[START COLLECTED MATERIAL]

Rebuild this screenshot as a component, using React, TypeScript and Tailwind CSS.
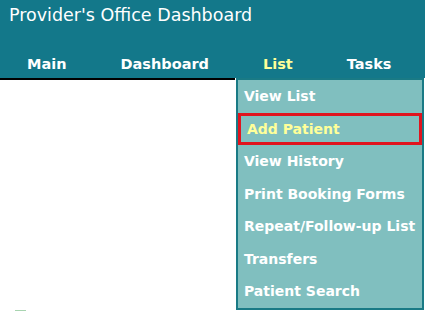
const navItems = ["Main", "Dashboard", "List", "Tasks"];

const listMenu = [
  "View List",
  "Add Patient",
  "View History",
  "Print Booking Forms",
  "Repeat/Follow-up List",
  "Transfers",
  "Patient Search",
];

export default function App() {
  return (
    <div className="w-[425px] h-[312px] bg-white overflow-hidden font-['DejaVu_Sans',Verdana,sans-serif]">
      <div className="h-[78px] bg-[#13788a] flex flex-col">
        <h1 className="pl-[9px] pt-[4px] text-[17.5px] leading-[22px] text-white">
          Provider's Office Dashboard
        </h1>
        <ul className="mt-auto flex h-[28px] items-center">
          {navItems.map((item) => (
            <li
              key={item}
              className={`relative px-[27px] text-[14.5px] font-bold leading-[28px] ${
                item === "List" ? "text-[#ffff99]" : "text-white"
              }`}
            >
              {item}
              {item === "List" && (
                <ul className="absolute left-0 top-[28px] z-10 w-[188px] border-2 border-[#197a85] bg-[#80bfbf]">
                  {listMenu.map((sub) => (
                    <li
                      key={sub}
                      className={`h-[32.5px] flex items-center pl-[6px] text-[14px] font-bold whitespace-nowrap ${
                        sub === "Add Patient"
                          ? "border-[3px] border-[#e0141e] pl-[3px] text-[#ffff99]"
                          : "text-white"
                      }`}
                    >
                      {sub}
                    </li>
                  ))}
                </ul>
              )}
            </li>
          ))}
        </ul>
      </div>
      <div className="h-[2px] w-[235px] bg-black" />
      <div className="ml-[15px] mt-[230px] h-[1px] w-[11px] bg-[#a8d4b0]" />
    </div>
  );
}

[END COLLECTED MATERIAL]

REQUEST>
Omit the pictures and reproduce the listing exactly.

EXERCISE RESPONSE>
Rebuild this screenshot as a component, using React, TypeScript and Tailwind CSS.
const navItems = ["Main", "Dashboard", "List", "Tasks"];

const listMenu = [
  "View List",
  "Add Patient",
  "View History",
  "Print Booking Forms",
  "Repeat/Follow-up List",
  "Transfers",
  "Patient Search",
];

export default function App() {
  return (
    <div className="w-[425px] h-[312px] bg-white overflow-hidden font-['DejaVu_Sans',Verdana,sans-serif]">
      <div className="h-[78px] bg-[#13788a] flex flex-col">
        <h1 className="pl-[9px] pt-[4px] text-[17.5px] leading-[22px] text-white">
          Provider's Office Dashboard
        </h1>
        <ul className="mt-auto flex h-[28px] items-center">
          {navItems.map((item) => (
            <li
              key={item}
              className={`relative px-[27px] text-[14.5px] font-bold leading-[28px] ${
                item === "List" ? "text-[#ffff99]" : "text-white"
              }`}
            >
              {item}
              {item === "List" && (
                <ul className="absolute left-0 top-[28px] z-10 w-[188px] border-2 border-[#197a85] bg-[#80bfbf]">
                  {listMenu.map((sub) => (
                    <li
                      key={sub}
                      className={`h-[32.5px] flex items-center pl-[6px] text-[14px] font-bold whitespace-nowrap ${
                        sub === "Add Patient"
                          ? "border-[3px] border-[#e0141e] pl-[3px] text-[#ffff99]"
                          : "text-white"
                      }`}
                    >
                      {sub}
                    </li>
                  ))}
                </ul>
              )}
            </li>
          ))}
        </ul>
      </div>
      <div className="h-[2px] w-[235px] bg-black" />
      <div className="ml-[15px] mt-[230px] h-[1px] w-[11px] bg-[#a8d4b0]" />
    </div>
  );
}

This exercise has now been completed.